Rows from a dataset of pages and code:
══════════════════════════════
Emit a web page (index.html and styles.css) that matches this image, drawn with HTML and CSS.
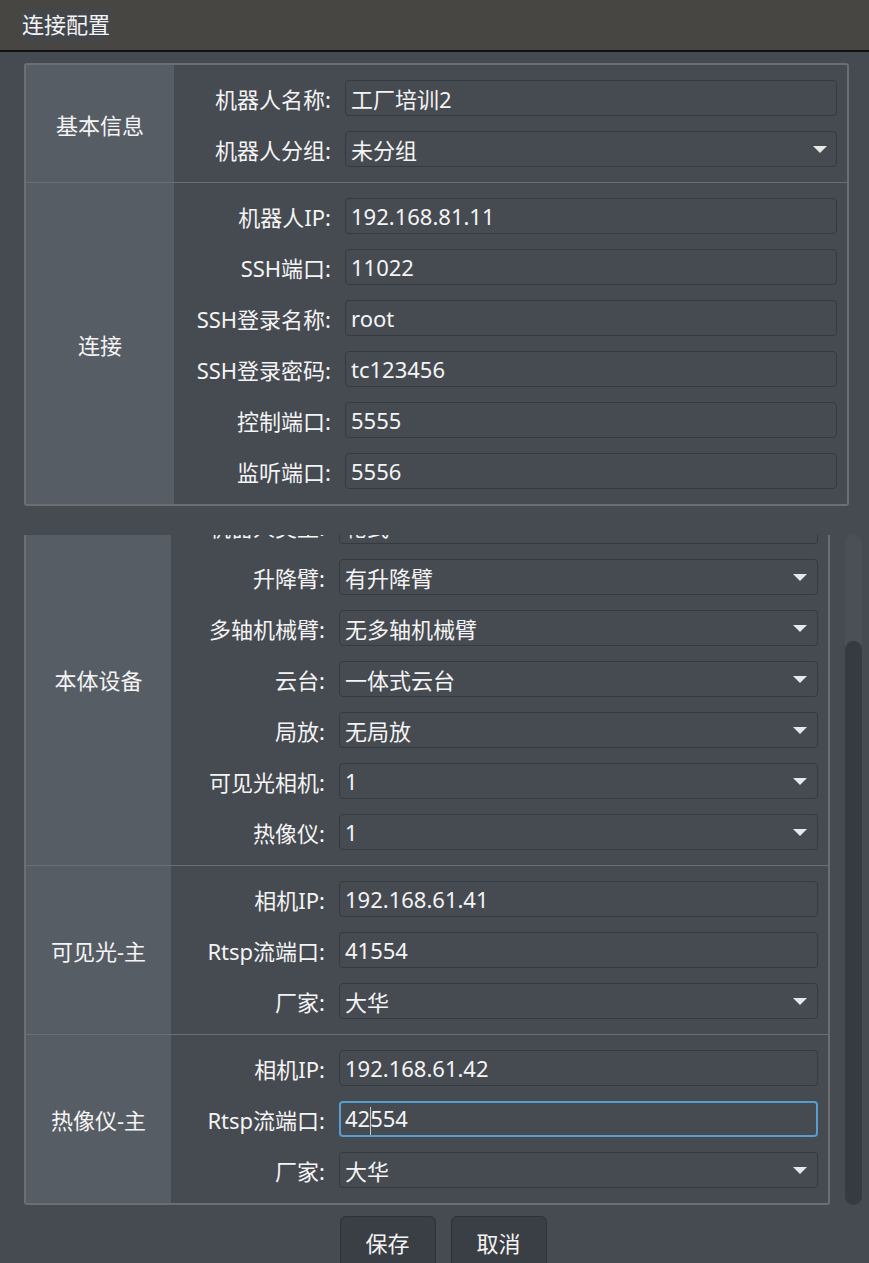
FILE: index.html
```html
<!DOCTYPE html>
<html lang="zh-CN">
<head>
  <meta charset="UTF-8" />
  <title>连接配置</title>
  <link rel="stylesheet" href="styles.css">
</head>
<body>
  <div class="titlebar"><span class="title">连接配置</span></div>

  <div class="main">
    <div class="group group-top">
      <div class="section">
        <div class="section-name">基本信息</div>
        <div class="form">
          <label>机器人名称:</label>
          <div class="field">工厂培训2</div>
          <label>机器人分组:</label>
          <div class="field select">未分组<svg class="arrow" viewBox="0 0 14 7"><path d="M0 0H14L7 7Z"/></svg></div>
        </div>
      </div>
      <div class="section">
        <div class="section-name">连接</div>
        <div class="form">
          <label>机器人IP:</label>
          <div class="field">192.168.81.11</div>
          <label>SSH端口:</label>
          <div class="field">11022</div>
          <label>SSH登录名称:</label>
          <div class="field">root</div>
          <label>SSH登录密码:</label>
          <div class="field">tc123456</div>
          <label>控制端口:</label>
          <div class="field">5555</div>
          <label>监听端口:</label>
          <div class="field">5556</div>
        </div>
      </div>
    </div>

    <div class="scroll-area">
      <div class="scroll-view" id="scrollView">
        <div class="group group-bottom">
          <div class="section">
            <div class="section-name">本体设备</div>
            <div class="form">
              <label>机器人类型:</label>
              <div class="field select">轮式<svg class="arrow" viewBox="0 0 14 7"><path d="M0 0H14L7 7Z"/></svg></div>
              <label>升降臂:</label>
              <div class="field select">有升降臂<svg class="arrow" viewBox="0 0 14 7"><path d="M0 0H14L7 7Z"/></svg></div>
              <label>多轴机械臂:</label>
              <div class="field select">无多轴机械臂<svg class="arrow" viewBox="0 0 14 7"><path d="M0 0H14L7 7Z"/></svg></div>
              <label>云台:</label>
              <div class="field select">一体式云台<svg class="arrow" viewBox="0 0 14 7"><path d="M0 0H14L7 7Z"/></svg></div>
              <label>局放:</label>
              <div class="field select">无局放<svg class="arrow" viewBox="0 0 14 7"><path d="M0 0H14L7 7Z"/></svg></div>
              <label>可见光相机:</label>
              <div class="field select">1<svg class="arrow" viewBox="0 0 14 7"><path d="M0 0H14L7 7Z"/></svg></div>
              <label>热像仪:</label>
              <div class="field select">1<svg class="arrow" viewBox="0 0 14 7"><path d="M0 0H14L7 7Z"/></svg></div>
            </div>
          </div>
          <div class="section">
            <div class="section-name">可见光-主</div>
            <div class="form">
              <label>相机IP:</label>
              <div class="field">192.168.61.41</div>
              <label>Rtsp流端口:</label>
              <div class="field">41554</div>
              <label>厂家:</label>
              <div class="field select">大华<svg class="arrow" viewBox="0 0 14 7"><path d="M0 0H14L7 7Z"/></svg></div>
            </div>
          </div>
          <div class="section">
            <div class="section-name">热像仪-主</div>
            <div class="form">
              <label>相机IP:</label>
              <div class="field">192.168.61.42</div>
              <label>Rtsp流端口:</label>
              <div class="field focused"><span>42<span class="caret"></span>554</span></div>
              <label>厂家:</label>
              <div class="field select">大华<svg class="arrow" viewBox="0 0 14 7"><path d="M0 0H14L7 7Z"/></svg></div>
            </div>
          </div>
        </div>
      </div>
      <div class="scrollbar"><div class="handle"></div></div>
    </div>

    <div class="buttons">
      <button class="btn">保存</button>
      <button class="btn btn-cancel">取消</button>
    </div>
  </div>

  <script>
    // the device list is scrolled down to the camera settings
    document.getElementById("scrollView").scrollTop = 45;
  </script>
</body>
</html>
```

FILE: styles.css
```css
body {
  margin: 0;
  height: 100vh;
  overflow: hidden;
  background-color: #464a51;
  color: #f4f4f4;
  font-family: "Noto Sans", "Noto Sans CJK SC", sans-serif;
  font-size: 22px;
}

.titlebar {
  height: 52px;
  background-color: #474643;
  border-bottom: 2px solid #111111;
  box-sizing: border-box;
  display: flex;
  align-items: center;
  padding-left: 22px;
}

.title {
  background-color: #43464b;
  padding: 1px 0 2px;
  line-height: 29px;
}

.main {
  padding: 11px 7px 0 24px;
}

.group {
  border: 2px solid #6c6f72;
  border-radius: 3px;
}

.group-top {
  margin-right: 13px;
}

.section {
  display: grid;
  grid-template-columns: 148px 1fr;
}

.section + .section {
  border-top: 1px solid #6c6f72;
}

.section-name {
  background-color: #575d64;
  display: flex;
  align-items: center;
  justify-content: center;
}

.form {
  display: grid;
  grid-template-columns: 157px 1fr;
  grid-auto-rows: 36px;
  column-gap: 14px;
  row-gap: 15px;
  padding: 15px 10px 15px 0;
}

.group-bottom .section {
  grid-template-columns: 145px 1fr;
}

.group-bottom .form {
  grid-template-columns: 154px 1fr;
}

.form label {
  display: flex;
  align-items: center;
  justify-content: flex-end;
  white-space: nowrap;
}

.field {
  display: flex;
  align-items: center;
  justify-content: space-between;
  border: 1px solid #353940;
  border-radius: 4px;
  padding: 0 9px 0 5px;
  white-space: nowrap;
}

.group-bottom .field {
  padding-right: 10px;
}

.arrow {
  width: 14px;
  height: 7px;
  fill: #e8e8e8;
}

.field.focused {
  border: 2px solid #569dd0;
  padding-left: 4px;
}

.caret {
  display: inline-block;
  width: 1px;
  height: 28px;
  margin: 0 -1px 0 0;
  vertical-align: middle;
  background-color: #c8c8c8;
}

/* lower part of the dialog lives in a scroll view */
.scroll-area {
  display: flex;
  gap: 15px;
  margin-top: 29px;
  height: 670px;
}

.scroll-view {
  width: 806px;
  overflow: hidden;
}

.scrollbar {
  width: 17px;
  background-color: #4b4f56;
  border-radius: 9px;
  display: flex;
  flex-direction: column;
  justify-content: flex-end;
}

.handle {
  height: 564px;
  background-color: #363a41;
  border-radius: 9px;
}

.buttons {
  display: flex;
  justify-content: center;
  gap: 15px;
  margin-top: 11px;
}

.btn {
  width: 96px;
  height: 54px;
  padding-bottom: 4px;
  background-color: #3a3e45;
  border: 1px solid #2e3238;
  border-radius: 6px;
  color: #f4f4f4;
  font-family: "Noto Sans", "Noto Sans CJK SC", sans-serif;
  font-size: 22px;
}
```
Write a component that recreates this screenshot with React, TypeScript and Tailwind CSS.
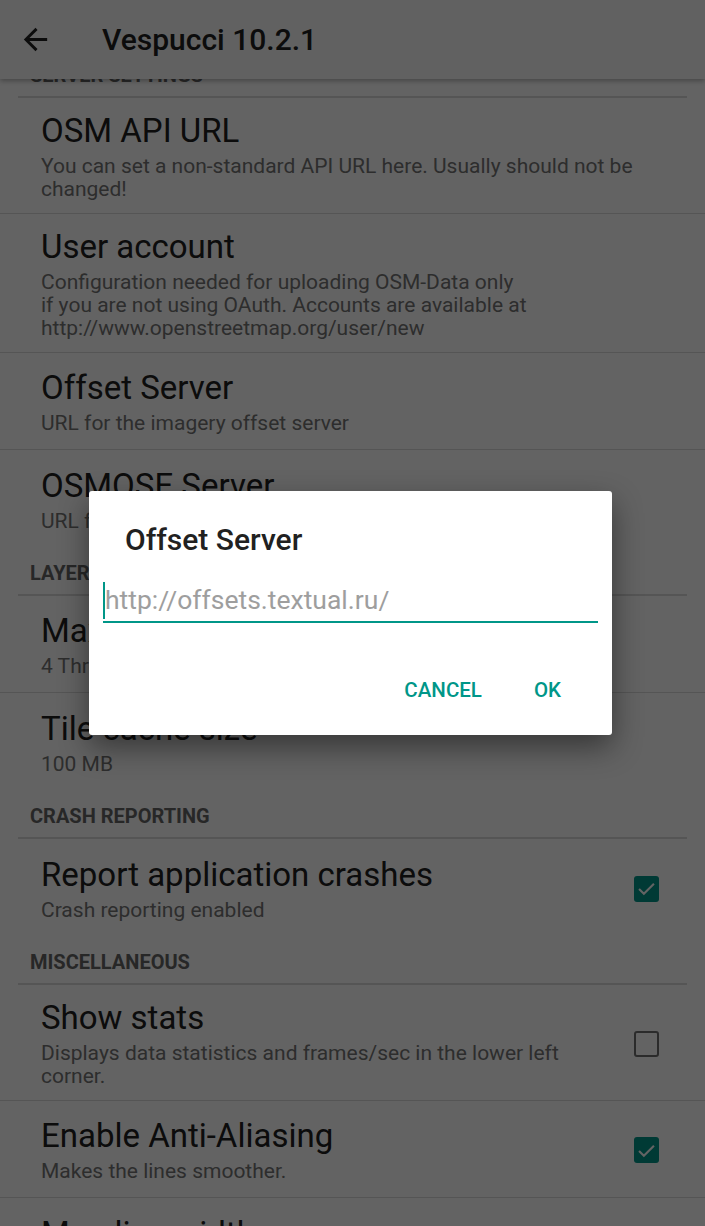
══════════════════════════════
▶ [TO BE DONE] All records must be output exactly as they are, except for the pictures, which are left out.

▶ [COMPLETE OUTPUT]
Emit a web page (index.html and styles.css) that matches this image, drawn with HTML and CSS.
FILE: index.html
```html
<!DOCTYPE html>
<html lang="zh-CN">
<head>
  <meta charset="UTF-8" />
  <title>连接配置</title>
  <link rel="stylesheet" href="styles.css">
</head>
<body>
  <div class="titlebar"><span class="title">连接配置</span></div>

  <div class="main">
    <div class="group group-top">
      <div class="section">
        <div class="section-name">基本信息</div>
        <div class="form">
          <label>机器人名称:</label>
          <div class="field">工厂培训2</div>
          <label>机器人分组:</label>
          <div class="field select">未分组<svg class="arrow" viewBox="0 0 14 7"><path d="M0 0H14L7 7Z"/></svg></div>
        </div>
      </div>
      <div class="section">
        <div class="section-name">连接</div>
        <div class="form">
          <label>机器人IP:</label>
          <div class="field">192.168.81.11</div>
          <label>SSH端口:</label>
          <div class="field">11022</div>
          <label>SSH登录名称:</label>
          <div class="field">root</div>
          <label>SSH登录密码:</label>
          <div class="field">tc123456</div>
          <label>控制端口:</label>
          <div class="field">5555</div>
          <label>监听端口:</label>
          <div class="field">5556</div>
        </div>
      </div>
    </div>

    <div class="scroll-area">
      <div class="scroll-view" id="scrollView">
        <div class="group group-bottom">
          <div class="section">
            <div class="section-name">本体设备</div>
            <div class="form">
              <label>机器人类型:</label>
              <div class="field select">轮式<svg class="arrow" viewBox="0 0 14 7"><path d="M0 0H14L7 7Z"/></svg></div>
              <label>升降臂:</label>
              <div class="field select">有升降臂<svg class="arrow" viewBox="0 0 14 7"><path d="M0 0H14L7 7Z"/></svg></div>
              <label>多轴机械臂:</label>
              <div class="field select">无多轴机械臂<svg class="arrow" viewBox="0 0 14 7"><path d="M0 0H14L7 7Z"/></svg></div>
              <label>云台:</label>
              <div class="field select">一体式云台<svg class="arrow" viewBox="0 0 14 7"><path d="M0 0H14L7 7Z"/></svg></div>
              <label>局放:</label>
              <div class="field select">无局放<svg class="arrow" viewBox="0 0 14 7"><path d="M0 0H14L7 7Z"/></svg></div>
              <label>可见光相机:</label>
              <div class="field select">1<svg class="arrow" viewBox="0 0 14 7"><path d="M0 0H14L7 7Z"/></svg></div>
              <label>热像仪:</label>
              <div class="field select">1<svg class="arrow" viewBox="0 0 14 7"><path d="M0 0H14L7 7Z"/></svg></div>
            </div>
          </div>
          <div class="section">
            <div class="section-name">可见光-主</div>
            <div class="form">
              <label>相机IP:</label>
              <div class="field">192.168.61.41</div>
              <label>Rtsp流端口:</label>
              <div class="field">41554</div>
              <label>厂家:</label>
              <div class="field select">大华<svg class="arrow" viewBox="0 0 14 7"><path d="M0 0H14L7 7Z"/></svg></div>
            </div>
          </div>
          <div class="section">
            <div class="section-name">热像仪-主</div>
            <div class="form">
              <label>相机IP:</label>
              <div class="field">192.168.61.42</div>
              <label>Rtsp流端口:</label>
              <div class="field focused"><span>42<span class="caret"></span>554</span></div>
              <label>厂家:</label>
              <div class="field select">大华<svg class="arrow" viewBox="0 0 14 7"><path d="M0 0H14L7 7Z"/></svg></div>
            </div>
          </div>
        </div>
      </div>
      <div class="scrollbar"><div class="handle"></div></div>
    </div>

    <div class="buttons">
      <button class="btn">保存</button>
      <button class="btn btn-cancel">取消</button>
    </div>
  </div>

  <script>
    // the device list is scrolled down to the camera settings
    document.getElementById("scrollView").scrollTop = 45;
  </script>
</body>
</html>
```

FILE: styles.css
```css
body {
  margin: 0;
  height: 100vh;
  overflow: hidden;
  background-color: #464a51;
  color: #f4f4f4;
  font-family: "Noto Sans", "Noto Sans CJK SC", sans-serif;
  font-size: 22px;
}

.titlebar {
  height: 52px;
  background-color: #474643;
  border-bottom: 2px solid #111111;
  box-sizing: border-box;
  display: flex;
  align-items: center;
  padding-left: 22px;
}

.title {
  background-color: #43464b;
  padding: 1px 0 2px;
  line-height: 29px;
}

.main {
  padding: 11px 7px 0 24px;
}

.group {
  border: 2px solid #6c6f72;
  border-radius: 3px;
}

.group-top {
  margin-right: 13px;
}

.section {
  display: grid;
  grid-template-columns: 148px 1fr;
}

.section + .section {
  border-top: 1px solid #6c6f72;
}

.section-name {
  background-color: #575d64;
  display: flex;
  align-items: center;
  justify-content: center;
}

.form {
  display: grid;
  grid-template-columns: 157px 1fr;
  grid-auto-rows: 36px;
  column-gap: 14px;
  row-gap: 15px;
  padding: 15px 10px 15px 0;
}

.group-bottom .section {
  grid-template-columns: 145px 1fr;
}

.group-bottom .form {
  grid-template-columns: 154px 1fr;
}

.form label {
  display: flex;
  align-items: center;
  justify-content: flex-end;
  white-space: nowrap;
}

.field {
  display: flex;
  align-items: center;
  justify-content: space-between;
  border: 1px solid #353940;
  border-radius: 4px;
  padding: 0 9px 0 5px;
  white-space: nowrap;
}

.group-bottom .field {
  padding-right: 10px;
}

.arrow {
  width: 14px;
  height: 7px;
  fill: #e8e8e8;
}

.field.focused {
  border: 2px solid #569dd0;
  padding-left: 4px;
}

.caret {
  display: inline-block;
  width: 1px;
  height: 28px;
  margin: 0 -1px 0 0;
  vertical-align: middle;
  background-color: #c8c8c8;
}

/* lower part of the dialog lives in a scroll view */
.scroll-area {
  display: flex;
  gap: 15px;
  margin-top: 29px;
  height: 670px;
}

.scroll-view {
  width: 806px;
  overflow: hidden;
}

.scrollbar {
  width: 17px;
  background-color: #4b4f56;
  border-radius: 9px;
  display: flex;
  flex-direction: column;
  justify-content: flex-end;
}

.handle {
  height: 564px;
  background-color: #363a41;
  border-radius: 9px;
}

.buttons {
  display: flex;
  justify-content: center;
  gap: 15px;
  margin-top: 11px;
}

.btn {
  width: 96px;
  height: 54px;
  padding-bottom: 4px;
  background-color: #3a3e45;
  border: 1px solid #2e3238;
  border-radius: 6px;
  color: #f4f4f4;
  font-family: "Noto Sans", "Noto Sans CJK SC", sans-serif;
  font-size: 22px;
}
```
Write a component that recreates this screenshot with React, TypeScript and Tailwind CSS.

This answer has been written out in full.